What an ATS actually does (and doesn't)
An Applicant Tracking System is a database. When you submit a resume, the ATS parses your document into structured fields — contact info, work history, education, skills — and stores them. When a recruiter searches for "Python developer Toronto", the ATS returns candidates whose stored fields match. That's the entire mechanism.
Two things follow. First: if your resume can't be parsed, your data isn't searchable, and you effectively don't exist in the recruiter's queue. Second: if your resume is parsed but doesn't contain the keywords the recruiter searches for, you're sorted to the bottom of the results — sometimes past the point a human ever scrolls.
An ATS resume checker simulates both: it parses your document and scores it against a reference JD or NOC profile. The goal isn't a perfect score; the goal is no failures on the parts that block humans from ever seeing the file.
The 6 things a Canadian ATS checker scores
- Parseability: can the system extract your name, contact info, work history, and education into the right fields?
- Keyword match: how many of the must-have terms from the JD or NOC profile appear in your resume?
- Format flags: graphics, columns, tables, text boxes, headers/footers — things that break parsers.
- Bullet quality: action verbs, quantified outcomes, no "responsible for".
- NOC + TEER alignment: do your duties match the NOC profile you're claiming?
- Tenure clarity: month-year dates, no overlapping role gaps the parser can't read.
What a "good" score looks like by section
- Parseability: 95%+ (every field extracted cleanly).
- Keyword match: 75-85% against a specific JD (above 90% looks stuffed; below 60% looks generic).
- Format flags: zero critical, no more than one minor.
- Bullet quality: 80%+ bullets with a number or a quantified scope word.
- NOC alignment: at least 4 of the official "main duties" reflected in your bullets.
- Tenure clarity: every role with month/year start and end, no gaps over 6 months unexplained.
Fix 1: file format and structure
Send PDF unless the application specifically asks for .docx. Modern ATS systems (Workday, Greenhouse, Lever, iCIMS, BambooHR) all parse PDFs accurately. Save from Word or Google Docs with text selectable — never export to PDF from a graphic design tool that flattens the text into an image.
Use a single column. Two-column resumes break older parsers, which read left-to-right top-to-bottom and end up mixing your skills section into the middle of your job titles.
Fix 2: missing JD keywords
Run the JD through a keyword extractor. Take the top 10 must-have terms and check that each appears at least once in your resume — ideally inside a bullet, not just in a skills section. Don't keyword-stuff (recruiters can spot a "Skills: AWS, GCP, Azure, Kubernetes, Terraform, Ansible, Chef, Puppet, Jenkins…" list from a mile away).

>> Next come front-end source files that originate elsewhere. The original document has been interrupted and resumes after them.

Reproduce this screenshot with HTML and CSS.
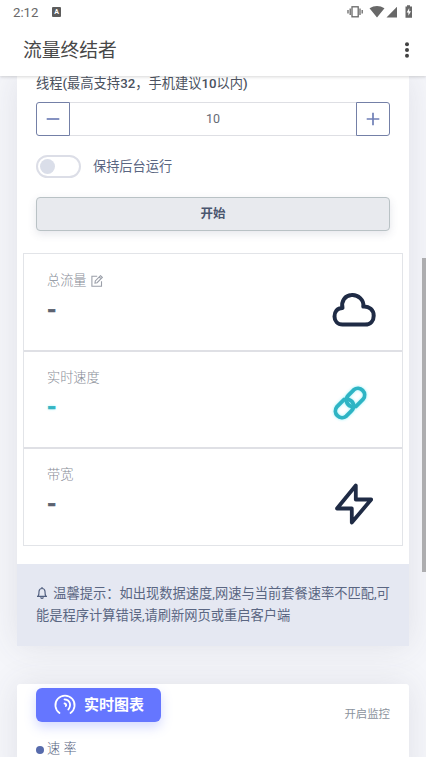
FILE: index.html
```html
<!DOCTYPE html>
<html lang="zh-CN">
<head>
<meta charset="utf-8">
<title>流量终结者</title>
<link rel="stylesheet" href="styles.css">
</head>
<body>
<div class="screen">
  <header class="top">
    <div class="status">
      <span class="clock">2:12</span>
      <span class="badge-a">A</span>
      <svg class="status-icons" width="66" height="14" viewBox="0 0 66 14">
        <g fill="none" stroke="#686868" stroke-width="1.3"><rect x="5" y="1.8" width="6.2" height="10"/><path d="M3.2 3.6v6.4M1 5v3.6M13 3.6v6.4M15.2 5v3.6"/></g>
        <path fill="#686868" d="M22.500 3.300Q30-1.300 37.500 3.300L30 12.500ZM50 1.800V12.500H39.500ZM58.500 1.500H60V.300H63V1.500H65V12.800H58.500Z"/>
        <path fill="#fff" d="M62.200 3 59.700 7.500H61.400V10.800L64 6.300H62.200Z"/>
      </svg>
    </div>
    <div class="appbar">
      <h1>流量终结者</h1>
      <svg width="6" height="18" viewBox="0 0 6 18" fill="#424242"><circle cx="3" cy="3.200" r="2"/><circle cx="3" cy="9" r="2"/><circle cx="3" cy="14.800" r="2"/></svg>
    </div>
  </header>
  <main class="page">
    <section class="card">
      <div class="form">
        <div class="label">线程<b>(</b>最高支持<b>32</b>，手机建议<b>10</b>以内<b>)</b></div>
        <div class="stepper">
          <div class="step minus"><svg width="14" height="14" viewBox="0 0 14 14"><path d="M.7 7h12.600"/></svg></div>
          <div class="value">10</div>
          <div class="step plus"><svg width="14" height="14" viewBox="0 0 14 14"><path d="M.7 7h12.600M7 .7v12.600"/></svg></div>
        </div>
        <div class="switch-row"><span class="switch"></span><span>保持后台运行</span></div>
        <div class="start">开始</div>
      </div>
      <div class="stats">
        <div class="stat">
          <div>
            <div class="name">总流量
              <svg width="12" height="12" viewBox="0 0 12 12" fill="none" stroke="#9b9fa9" stroke-width="1.100"><path d="M6.200 1.300H.9V11.200H10.500V6.300M4 8.100 4.300 5.900 9.500.7 11.300 2.400 6.100 7.700ZM8.200 2 10 3.700"/></svg>
            </div>
            <div class="num">-</div>
          </div>
          <svg class="icon cloud" width="44" height="36" viewBox="0 0 44 36"><path d="M10.500 32.500H33C39 32.500 41.700 28.300 41.700 23.700C41.700 18 37.300 14.200 31.300 14.600C32.300 8 26 2.500 19.500 3.100C13 3.500 9 9 10.500 16C5 16 2.500 20 2.500 24.500C2.500 29 5.500 32.500 10.500 32.500Z"/></svg>
        </div>
        <div class="stat live">
          <div>
            <div class="name">实时速度</div>
            <div class="num">-</div>
          </div>
          <svg class="icon link" width="36" height="36" viewBox="0 0 36 36"><path d="M24 21.400 31.200 14.200A6.700 6.700 0 0 0 21.800 4.800L16.300 10.300A6.700 6.700 0 0 0 18.800 21.300"/><path d="M12 14.600 4.800 21.800A6.700 6.700 0 0 0 14.200 31.200L19.700 25.700A6.700 6.700 0 0 0 17.200 14.700"/></svg>
        </div>
        <div class="stat">
          <div>
            <div class="name">带宽</div>
            <div class="num">-</div>
          </div>
          <svg class="icon bolt" width="40" height="44" viewBox="0 0 40 44"><path d="M21.800 3.500V17.500H37.200L17.800 40.500V26.500H3Z"/></svg>
        </div>
      </div>
      <div class="tip"><svg width="12" height="12" viewBox="0 0 12 12" fill="none" stroke="#526080" stroke-width="1.200"><path d="M1 9.300H11M2.200 9.200Q3 8 3 4.500Q3.200 1.500 6 1.500T9 4.500Q9 8 9.800 9.200M6 0V1.500M4.500 10.300Q6 12.300 7.500 10.300"/></svg><span> 温馨提示：如出现数据速度,网速与当前套餐速率不匹配,可<br>能是程序计算错误,请刷新网页或重启客户端</span></div>
    </section>
    <section class="card chart">
      <div class="chart-head">
        <div class="chart-title">
          <svg width="22" height="22" viewBox="0 0 22 22" fill="none" stroke="#fff" stroke-width="1.800" stroke-linecap="round"><path d="M5.500 19A9.600 9.600 0 1 1 16.500 19"/><path d="M10.500 5.300C15.500 5.500 18 10.500 14.300 15.500M10.500 9.500C12.300 9.800 12.600 11 11.800 12"/></svg>
          <span>实时图表</span>
        </div>
        <span class="monitor">开启监控</span>
      </div>
      <div class="legend"><i></i><span>速 率</span></div>
    </section>
  </main>
  <div class="scrollbar"></div>
</div>
</body>
</html>
```
FILE: styles.css
```css
* { box-sizing: border-box; }
body {
  margin: 0;
  font-family: Roboto, "Noto Sans CJK SC", sans-serif;
  font-size: 13.2px;
  color: #5a6682;
  font-weight: 400;
}
svg { display: block; flex: none; }
.screen {
  position: relative;
  width: 426px;
  height: 757px;
  overflow: hidden;
  background: #f5f6fa;
  display: flex;
  flex-direction: column;
}
.top {
  position: relative;
  z-index: 2;
  flex: none;
  height: 76px;
  background: #fff;
  box-shadow: 0 1px 3px rgba(0, 0, 0, .16);
}
.status {
  display: flex;
  align-items: center;
  height: 24px;
  padding: 0 13px;
  color: #686868;
}
.clock { font-size: 13.2px; width: 39px; }
.badge-a {
  width: 9px;
  height: 10px;
  border-radius: 1px;
  background: #5c5c5c;
  color: #fff;
  font-size: 7px;
  font-weight: 700;
  line-height: 10px;
  text-align: center;
}
.status-icons { margin-left: auto; }
.appbar {
  display: flex;
  align-items: center;
  justify-content: space-between;
  height: 51px;
  padding: 0 16px 0 23px;
}
h1 { margin: 2px 0 0; font-size: 18.8px; font-weight: 400; line-height: 28px; color: #484848; }
.page { flex: 1; min-height: 0; padding: 0 17px; }
.card { background: #fff; box-shadow: 0 0 32px rgba(70, 75, 95, .12); }
.form { padding: 0 19px; height: 177px; }
.label { height: 26px; line-height: 15px; font-size: 13.25px; color: #4b5260; white-space: nowrap; }
.label b { font-weight: 500; }
.stepper { display: flex; height: 34px; }
.step {
  width: 34px;
  border: 1px solid #7480a7;
  display: flex;
  align-items: center;
  justify-content: center;
}
.step path { stroke: #6f7fb6; stroke-width: 1.7; }
.minus { border-radius: 3px 0 0 3px; }
.plus { border-radius: 0 3px 3px 0; }
.value {
  flex: 1;
  border: solid #dedfe4;
  border-width: 1px 0;
  text-align: center;
  line-height: 32px;
  font-size: 12.5px;
  color: #666b75;
}
.switch-row { display: flex; align-items: center; gap: 12px; height: 23px; margin: 19px 0; line-height: 23px; }
.switch { width: 45px; height: 23px; border: 2px solid #dcdee7; border-radius: 12px; padding: 2px; }
.switch::before { content: ""; display: block; width: 15px; height: 15px; border-radius: 50%; background: #dadee9; }
.start {
  height: 34px;
  border: 1px solid #b9c2c5;
  border-radius: 4px;
  background: #e8eaee;
  box-shadow: 0 3px 9px rgba(70, 80, 110, .14);
  text-align: center;
  line-height: 31px;
  font-size: 12.5px;
  font-weight: 700;
  color: #4a566e;
}
.stats { margin: 0 6px 18px; border: 1px solid #e2e4e8; height: 293px; }
.stat {
  display: flex;
  justify-content: space-between;
  height: 97px;
  padding: 16px 25px 0 23px;
  border-bottom: 2px solid #dfe0e5;
}
.stat:first-child { height: 98px; padding-top: 17px; }
.stat:last-child { height: 96px; border-bottom: 0; }
.name { display: flex; align-items: center; gap: 4px; height: 20px; line-height: 20px; color: #888d97; font-weight: 300; }
.num {
  margin-top: 6px;
  height: 26px;
  line-height: 26px;
  font-size: 24px;
  font-weight: 700;
  color: #5c6270;
  -webkit-text-stroke: .6px;
}
.live .num { color: #35b5c3; text-shadow: 0 0 3px rgba(0, 220, 240, .4); }
.icon { fill: none; stroke: #1f2b45; stroke-width: 4; stroke-linecap: round; stroke-linejoin: round; }
.cloud { margin: 21px 1px 0 0; }
.link { margin: 17px 9px 0 0; stroke: #2eb4c4; stroke-width: 3.8; filter: drop-shadow(0 0 1.5px rgba(0, 220, 240, .4)); }
.bolt { margin: 17px 3px 0 0; stroke-width: 3.8; }
.tip {
  height: 82px;
  padding: 19px 19px;
  background: #e5e8f2;
  color: #5a6682;
  line-height: 22px;
  font-size: 13.25px;
  white-space: nowrap;
}
.tip svg { display: inline-block; vertical-align: -1px; margin-right: 2px; }
.chart { margin-top: 38px; height: 100px; padding: 4px 19px 0; border-radius: 3px; }
.chart-head { display: flex; justify-content: space-between; height: 34px; }
.chart-title {
  display: flex;
  align-items: center;
  gap: 8px;
  width: 125px;
  height: 34px;
  padding-left: 18px;
  border-radius: 6px;
  background: #6576ff;
  box-shadow: 0 5px 12px rgba(101, 118, 255, .28);
  color: #fff;
  font-size: 15px;
  font-weight: 700;
  line-height: 32px;
}
.monitor { margin-top: 16px; font-size: 11.4px; line-height: 20px; color: #8b939d; }
.legend { display: flex; align-items: center; gap: 3px; margin-top: 18px; height: 20px; }
.legend i { flex: none; width: 8px; height: 8px; border-radius: 50%; background: #576bac; }
.legend span { line-height: 16px; margin-top: -2px; font-weight: 300; }
.scrollbar { position: absolute; z-index: 1; right: 0; top: 258px; width: 4px; height: 314px; background: #adadaf; }
```
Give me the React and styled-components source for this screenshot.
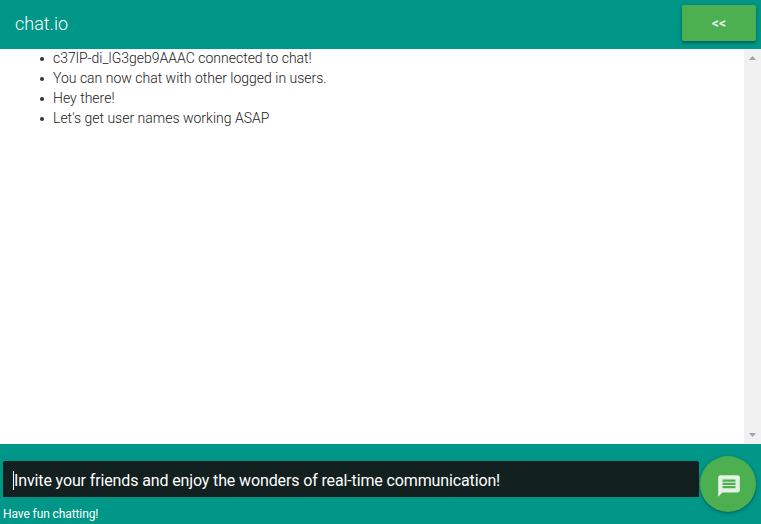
import React from "react";
import styled, { createGlobalStyle } from "styled-components";

const GlobalStyle = createGlobalStyle`
  * { box-sizing: border-box; }
  body { margin: 0; font-family: Roboto, "Liberation Sans", sans-serif; }
`;

const Page = styled.div`
  display: flex;
  flex-direction: column;
  width: 100%;
  height: 100vh;
  overflow: hidden;
  background: #009688;
`;

const Header = styled.header`
  display: flex;
  align-items: flex-start;
  justify-content: space-between;
  flex: 0 0 49px;
  padding: 5px 5px 0 15px;
`;

const Title = styled.h1`
  margin: 6px 0 0;
  font-size: 18px;
  font-weight: 300;
  line-height: 26px;
  color: #fff;
`;

const BackButton = styled.button`
  width: 74px;
  height: 36px;
  padding: 0;
  border: 0;
  border-radius: 2px;
  background: #4caf50;
  color: rgba(255, 255, 255, 0.84);
  font: 700 14px/36px Roboto, sans-serif;
  box-shadow: 0 1px 5px rgba(0, 0, 0, 0.2), 0 2px 2px rgba(0, 0, 0, 0.22);
`;

const Conversation = styled.main`
  display: flex;
  flex: 1;
  min-height: 0;
  background: #fff;
`;

const Messages = styled.ul`
  flex: 1;
  margin: -1px 0 0;
  padding: 0 0 0 53px;
  list-style: none;
`;

const Message = styled.li`
  display: flex;
  align-items: center;
  height: 20px;
  font-size: 14px;
  font-weight: 300;
  line-height: 20px;
  letter-spacing: 0;
  color: #212121;

  &::before {
    content: "";
    width: 4px;
    height: 4px;
    margin: 2px 9px 0 -13px;
    border-radius: 50%;
    background: #333;
  }
`;

const Scrollbar = styled.div`
  display: flex;
  flex-direction: column;
  justify-content: space-between;
  align-items: center;
  width: 17px;
  padding: 7px 0;
  background: #f1f1f1;
`;

const Arrow = styled.svg`
  display: block;
  width: 7px;
  height: 4px;
  fill: #a3a3a3;
`;

const Footer = styled.footer`
  display: flex;
  align-items: flex-start;
  flex: 0 0 80px;
  padding: 12px 5px 0 3px;
`;

const Composer = styled.div`
  flex: 1;
  padding-top: 5px;
`;

const MessageField = styled.div`
  display: flex;
  align-items: center;
  height: 36px;
  padding: 2px 0 0 10px;
  border-radius: 2px 2px 0 0;
  background: #12201f;
  color: #fff;
  font-size: 16px;
  letter-spacing: -0.13px;
  white-space: nowrap;
`;

const Caret = styled.span`
  width: 1px;
  height: 19px;
  background: #fff;
`;

const Hint = styled.p`
  margin: 9px 0 0;
  font-size: 12px;
  line-height: 16px;
  letter-spacing: -0.1px;
  color: #fff;
`;

const SendButton = styled.button`
  display: flex;
  align-items: center;
  justify-content: center;
  width: 56px;
  height: 56px;
  margin-left: 1px;
  padding: 3px 0 0 2px;
  border: 0;
  border-radius: 50%;
  background: #4caf50;
  box-shadow: 0 1px 4px rgba(0, 0, 0, 0.22), 0 1px 2px rgba(0, 0, 0, 0.2);
`;

const ChatIcon = styled.svg`
  width: 26px;
  height: 26px;
  fill: rgba(255, 255, 255, 0.84);
`;

const messages = [
  "c37lP-di_lG3geb9AAAC connected to chat!",
  "You can now chat with other logged in users.",
  "Hey there!",
  "Let's get user names working ASAP",
];

export default function App() {
  return (
    <Page>
      <GlobalStyle />
      <Header>
        <Title>chat.io</Title>
        <BackButton>&lt;&lt;</BackButton>
      </Header>
      <Conversation>
        <Messages>
          {messages.map((text) => (
            <Message key={text}>{text}</Message>
          ))}
        </Messages>
        <Scrollbar>
          <Arrow viewBox="0 0 7 4"><path d="M0 4 3.5 0 7 4z" /></Arrow>
          <Arrow viewBox="0 0 7 4"><path d="M0 0h7L3.5 4z" /></Arrow>
        </Scrollbar>
      </Conversation>
      <Footer>
        <Composer>
          <MessageField>
            <Caret />
            Invite your friends and enjoy the wonders of real-time communication!
          </MessageField>
          <Hint>Have fun chatting!</Hint>
        </Composer>
        <SendButton aria-label="Send">
          <ChatIcon viewBox="0 0 24 24">
            <path d="M20 2H4c-1.1 0-1.99.9-1.99 2L2 22l4-4h14c1.1 0 2-.9 2-2V4c0-1.1-.9-2-2-2zm-2 12H6v-2h12v2zm0-3H6V9h12v2zm0-3H6V6h12v2z" />
          </ChatIcon>
        </SendButton>
      </Footer>
    </Page>
  );
}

Embed the terms in real sentences.
Fix 3: bullets without metrics
The fastest single improvement to most resumes. Re-read every bullet and ask "what number could go here?" — percentage, dollar amount, team size, ticket volume, time saved, geography. If you genuinely can't quantify, use scope words. See the resume bullet examples guide for 40+ examples by role.
Fix 4: NOC + TEER alignment
For immigration-tied resumes (Express Entry, PNP, LMIA), the NOC matters more than the JD. Pull up your NOC profile, read the main duties, and ensure at least 4 are mirrored in your bullets — in your own words, with metrics. Use the NOC Code Finder if you're unsure which code fits.
Fix 5: dates and tenure formatting
Use "Mon YYYY – Mon YYYY" (e.g. "Aug 2022 – Present") consistently. Avoid "Summer 2022" or "2022-2024" without months. Parsers extract year-month pairs; ambiguous date formats become null fields.
For role gaps over 6 months, add a one-line entry explaining the gap ("Caregiving leave, Mar 2023 – Sep 2023" or "Independent consulting, Jan 2024 – Aug 2024"). Unexplained gaps make recruiters assume worse than the reality.
Fix 6: section headers an ATS recognises
Use standard headers. Parsers are trained on these specific strings:
- Experience (or "Work Experience", "Professional Experience")
- Education
- Skills (or "Technical Skills")
- Certifications
- Summary (or "Professional Summary")
Avoid creative variations like "What I've Built", "My Story", "Tools I Love". They might delight a human, but the parser writes them to "uncategorised" and your work history disappears.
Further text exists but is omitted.